Using the listing below, please gather every line containing the word "that".

### Raw records
#####

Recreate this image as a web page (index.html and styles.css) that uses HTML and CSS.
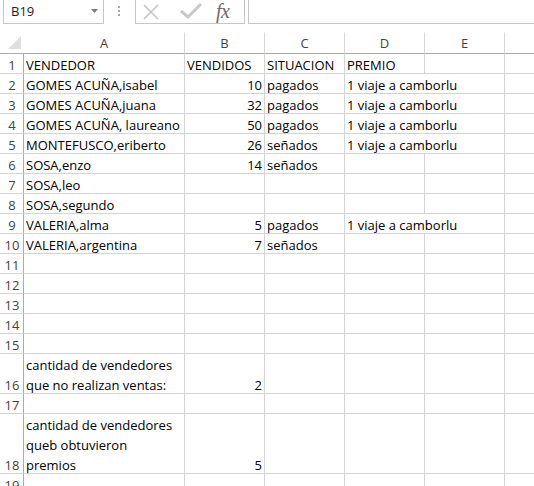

#####

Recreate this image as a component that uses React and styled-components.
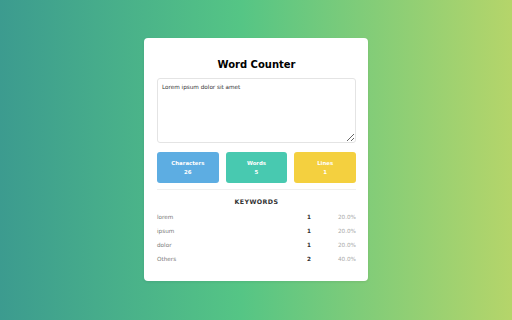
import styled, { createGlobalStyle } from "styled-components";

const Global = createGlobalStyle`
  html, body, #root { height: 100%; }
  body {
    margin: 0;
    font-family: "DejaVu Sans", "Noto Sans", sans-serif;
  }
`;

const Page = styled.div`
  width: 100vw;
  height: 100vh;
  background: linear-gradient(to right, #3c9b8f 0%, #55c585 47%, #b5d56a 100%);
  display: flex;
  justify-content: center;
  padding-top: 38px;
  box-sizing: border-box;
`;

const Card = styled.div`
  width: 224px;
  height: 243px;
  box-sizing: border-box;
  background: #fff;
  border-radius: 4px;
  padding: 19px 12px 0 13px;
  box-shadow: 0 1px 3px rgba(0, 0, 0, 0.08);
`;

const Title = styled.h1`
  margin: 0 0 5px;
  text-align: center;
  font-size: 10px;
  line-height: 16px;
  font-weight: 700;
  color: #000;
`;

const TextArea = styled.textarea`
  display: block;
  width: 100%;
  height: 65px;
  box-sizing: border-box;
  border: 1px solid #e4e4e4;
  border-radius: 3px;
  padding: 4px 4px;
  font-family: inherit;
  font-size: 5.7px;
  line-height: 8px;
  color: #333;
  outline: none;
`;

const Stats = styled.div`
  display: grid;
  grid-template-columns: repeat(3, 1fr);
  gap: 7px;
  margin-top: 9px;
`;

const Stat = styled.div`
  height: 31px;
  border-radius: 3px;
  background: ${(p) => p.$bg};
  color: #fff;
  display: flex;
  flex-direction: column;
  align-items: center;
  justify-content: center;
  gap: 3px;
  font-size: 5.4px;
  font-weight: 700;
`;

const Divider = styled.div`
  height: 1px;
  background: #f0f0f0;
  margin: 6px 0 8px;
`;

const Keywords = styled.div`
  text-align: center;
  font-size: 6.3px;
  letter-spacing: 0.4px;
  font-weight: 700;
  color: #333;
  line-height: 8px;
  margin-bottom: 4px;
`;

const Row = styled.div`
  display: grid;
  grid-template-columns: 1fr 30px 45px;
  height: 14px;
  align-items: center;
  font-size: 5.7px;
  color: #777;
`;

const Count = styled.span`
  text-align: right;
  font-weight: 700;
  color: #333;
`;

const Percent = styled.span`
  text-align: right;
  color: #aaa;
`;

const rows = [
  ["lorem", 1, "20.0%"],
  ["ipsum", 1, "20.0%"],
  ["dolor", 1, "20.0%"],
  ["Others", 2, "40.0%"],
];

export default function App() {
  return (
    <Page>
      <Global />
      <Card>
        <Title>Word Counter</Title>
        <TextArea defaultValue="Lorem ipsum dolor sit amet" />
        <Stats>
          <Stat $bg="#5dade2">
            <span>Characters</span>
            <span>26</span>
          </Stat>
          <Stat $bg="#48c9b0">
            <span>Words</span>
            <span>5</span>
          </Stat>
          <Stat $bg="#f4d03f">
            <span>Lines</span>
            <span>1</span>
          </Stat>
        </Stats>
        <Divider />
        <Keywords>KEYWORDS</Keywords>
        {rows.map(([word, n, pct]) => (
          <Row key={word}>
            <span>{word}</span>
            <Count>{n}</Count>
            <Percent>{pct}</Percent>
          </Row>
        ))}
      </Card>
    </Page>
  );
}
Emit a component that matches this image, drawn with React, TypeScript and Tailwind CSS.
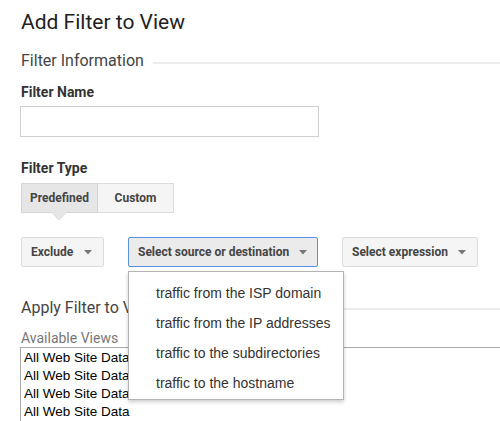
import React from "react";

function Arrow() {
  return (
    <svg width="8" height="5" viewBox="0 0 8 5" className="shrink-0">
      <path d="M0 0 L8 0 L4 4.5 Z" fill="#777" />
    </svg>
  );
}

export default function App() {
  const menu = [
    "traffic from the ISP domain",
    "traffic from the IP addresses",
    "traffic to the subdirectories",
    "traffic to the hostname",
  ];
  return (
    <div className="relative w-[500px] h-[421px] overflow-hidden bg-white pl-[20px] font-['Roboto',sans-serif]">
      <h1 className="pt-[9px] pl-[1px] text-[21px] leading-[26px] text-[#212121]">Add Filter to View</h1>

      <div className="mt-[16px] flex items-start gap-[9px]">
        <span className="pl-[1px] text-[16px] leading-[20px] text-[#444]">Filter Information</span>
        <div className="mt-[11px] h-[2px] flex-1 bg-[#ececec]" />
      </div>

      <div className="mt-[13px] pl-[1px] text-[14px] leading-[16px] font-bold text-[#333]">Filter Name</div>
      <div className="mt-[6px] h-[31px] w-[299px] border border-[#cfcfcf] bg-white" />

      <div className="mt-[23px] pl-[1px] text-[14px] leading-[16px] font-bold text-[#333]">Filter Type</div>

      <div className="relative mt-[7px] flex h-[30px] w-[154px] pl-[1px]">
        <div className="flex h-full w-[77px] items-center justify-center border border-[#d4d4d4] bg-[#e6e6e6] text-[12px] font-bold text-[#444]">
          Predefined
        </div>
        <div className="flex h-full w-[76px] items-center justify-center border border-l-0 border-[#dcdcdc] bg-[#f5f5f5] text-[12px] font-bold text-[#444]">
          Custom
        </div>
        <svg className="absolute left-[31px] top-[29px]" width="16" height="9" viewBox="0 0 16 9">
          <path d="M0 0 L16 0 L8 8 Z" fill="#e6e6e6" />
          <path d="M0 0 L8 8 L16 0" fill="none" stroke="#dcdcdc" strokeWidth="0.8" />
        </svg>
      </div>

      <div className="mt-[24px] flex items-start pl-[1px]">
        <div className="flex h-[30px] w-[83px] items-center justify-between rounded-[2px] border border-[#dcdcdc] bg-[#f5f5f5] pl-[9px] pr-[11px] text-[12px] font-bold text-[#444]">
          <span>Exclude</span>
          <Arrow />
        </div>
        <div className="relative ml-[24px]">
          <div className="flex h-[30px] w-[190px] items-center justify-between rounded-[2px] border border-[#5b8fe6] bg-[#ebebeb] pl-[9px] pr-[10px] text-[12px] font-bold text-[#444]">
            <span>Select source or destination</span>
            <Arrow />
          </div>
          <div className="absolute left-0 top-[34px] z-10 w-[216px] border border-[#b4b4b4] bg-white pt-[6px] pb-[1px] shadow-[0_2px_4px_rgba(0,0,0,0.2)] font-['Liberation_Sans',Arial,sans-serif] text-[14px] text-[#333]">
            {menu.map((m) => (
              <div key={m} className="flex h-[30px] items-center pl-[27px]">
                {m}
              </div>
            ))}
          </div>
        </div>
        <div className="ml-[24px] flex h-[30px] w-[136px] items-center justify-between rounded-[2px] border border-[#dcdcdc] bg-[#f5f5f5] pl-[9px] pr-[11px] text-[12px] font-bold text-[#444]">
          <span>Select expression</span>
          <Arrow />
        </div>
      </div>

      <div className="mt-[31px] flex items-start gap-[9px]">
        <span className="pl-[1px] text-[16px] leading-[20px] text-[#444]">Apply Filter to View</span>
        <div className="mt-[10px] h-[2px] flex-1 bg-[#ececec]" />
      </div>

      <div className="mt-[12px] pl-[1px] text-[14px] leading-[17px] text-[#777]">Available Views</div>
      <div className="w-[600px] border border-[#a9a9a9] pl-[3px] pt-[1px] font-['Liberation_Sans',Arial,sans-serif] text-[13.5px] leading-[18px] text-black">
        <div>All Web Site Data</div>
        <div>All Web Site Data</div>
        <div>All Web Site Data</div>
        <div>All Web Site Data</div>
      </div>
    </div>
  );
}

#####

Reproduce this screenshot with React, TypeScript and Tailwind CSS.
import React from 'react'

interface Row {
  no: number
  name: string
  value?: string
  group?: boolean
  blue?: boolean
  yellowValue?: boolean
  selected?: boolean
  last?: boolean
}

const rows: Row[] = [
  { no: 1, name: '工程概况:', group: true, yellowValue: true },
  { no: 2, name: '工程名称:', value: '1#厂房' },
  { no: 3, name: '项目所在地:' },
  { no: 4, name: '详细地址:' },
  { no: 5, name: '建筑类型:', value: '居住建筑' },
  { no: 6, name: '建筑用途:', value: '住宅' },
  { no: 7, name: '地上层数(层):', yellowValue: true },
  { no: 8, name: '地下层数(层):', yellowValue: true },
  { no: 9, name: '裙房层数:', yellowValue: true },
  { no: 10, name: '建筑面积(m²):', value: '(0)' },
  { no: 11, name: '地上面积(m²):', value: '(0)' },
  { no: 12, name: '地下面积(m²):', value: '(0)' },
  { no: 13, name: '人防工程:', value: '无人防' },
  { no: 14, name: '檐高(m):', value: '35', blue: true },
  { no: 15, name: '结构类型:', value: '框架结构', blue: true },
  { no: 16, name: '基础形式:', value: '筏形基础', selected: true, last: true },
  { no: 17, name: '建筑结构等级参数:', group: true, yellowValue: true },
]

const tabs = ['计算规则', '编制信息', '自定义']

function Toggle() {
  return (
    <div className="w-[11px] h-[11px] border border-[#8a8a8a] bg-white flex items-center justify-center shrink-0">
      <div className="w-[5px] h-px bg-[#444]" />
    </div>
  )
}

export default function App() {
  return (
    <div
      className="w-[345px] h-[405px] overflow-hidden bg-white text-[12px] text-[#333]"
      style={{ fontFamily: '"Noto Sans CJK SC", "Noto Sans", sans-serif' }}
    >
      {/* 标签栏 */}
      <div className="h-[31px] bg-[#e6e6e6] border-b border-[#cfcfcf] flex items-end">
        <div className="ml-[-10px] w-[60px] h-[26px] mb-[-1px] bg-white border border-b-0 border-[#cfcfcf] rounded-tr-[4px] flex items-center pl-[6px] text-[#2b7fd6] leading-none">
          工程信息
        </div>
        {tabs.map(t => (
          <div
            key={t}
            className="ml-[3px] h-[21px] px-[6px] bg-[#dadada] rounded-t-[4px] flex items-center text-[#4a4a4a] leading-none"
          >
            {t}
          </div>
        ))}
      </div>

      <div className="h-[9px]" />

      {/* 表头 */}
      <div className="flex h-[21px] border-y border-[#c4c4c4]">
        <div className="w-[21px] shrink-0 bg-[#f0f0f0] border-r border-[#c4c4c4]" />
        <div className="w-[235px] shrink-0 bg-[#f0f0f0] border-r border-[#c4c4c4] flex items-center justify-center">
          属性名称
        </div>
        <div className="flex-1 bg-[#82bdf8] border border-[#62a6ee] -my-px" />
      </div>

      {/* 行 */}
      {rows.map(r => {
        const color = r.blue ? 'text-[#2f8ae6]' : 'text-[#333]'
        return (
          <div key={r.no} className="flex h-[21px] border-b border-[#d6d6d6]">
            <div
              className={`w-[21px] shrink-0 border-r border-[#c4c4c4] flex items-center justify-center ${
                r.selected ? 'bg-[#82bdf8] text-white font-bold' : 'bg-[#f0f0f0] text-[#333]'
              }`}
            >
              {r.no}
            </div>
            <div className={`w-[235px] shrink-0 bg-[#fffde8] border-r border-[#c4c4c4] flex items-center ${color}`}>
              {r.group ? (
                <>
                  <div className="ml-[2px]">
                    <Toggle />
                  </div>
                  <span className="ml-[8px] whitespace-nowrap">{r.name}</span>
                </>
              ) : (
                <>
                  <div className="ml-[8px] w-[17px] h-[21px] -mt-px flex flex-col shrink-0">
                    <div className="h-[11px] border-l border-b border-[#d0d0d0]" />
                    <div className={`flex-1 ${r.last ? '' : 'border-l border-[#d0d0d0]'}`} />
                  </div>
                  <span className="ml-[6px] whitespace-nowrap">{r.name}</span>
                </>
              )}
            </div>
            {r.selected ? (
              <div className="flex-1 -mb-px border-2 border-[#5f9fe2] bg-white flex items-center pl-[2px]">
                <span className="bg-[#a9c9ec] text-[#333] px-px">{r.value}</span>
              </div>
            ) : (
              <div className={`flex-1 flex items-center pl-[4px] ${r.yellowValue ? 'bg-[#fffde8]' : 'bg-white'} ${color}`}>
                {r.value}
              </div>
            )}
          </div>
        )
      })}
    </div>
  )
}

#####

### Answer to the problem
Recreate this image as a web page (index.html and styles.css) that uses HTML and CSS.
Recreate this image as a component that uses React and styled-components.
Emit a component that matches this image, drawn with React, TypeScript and Tailwind CSS.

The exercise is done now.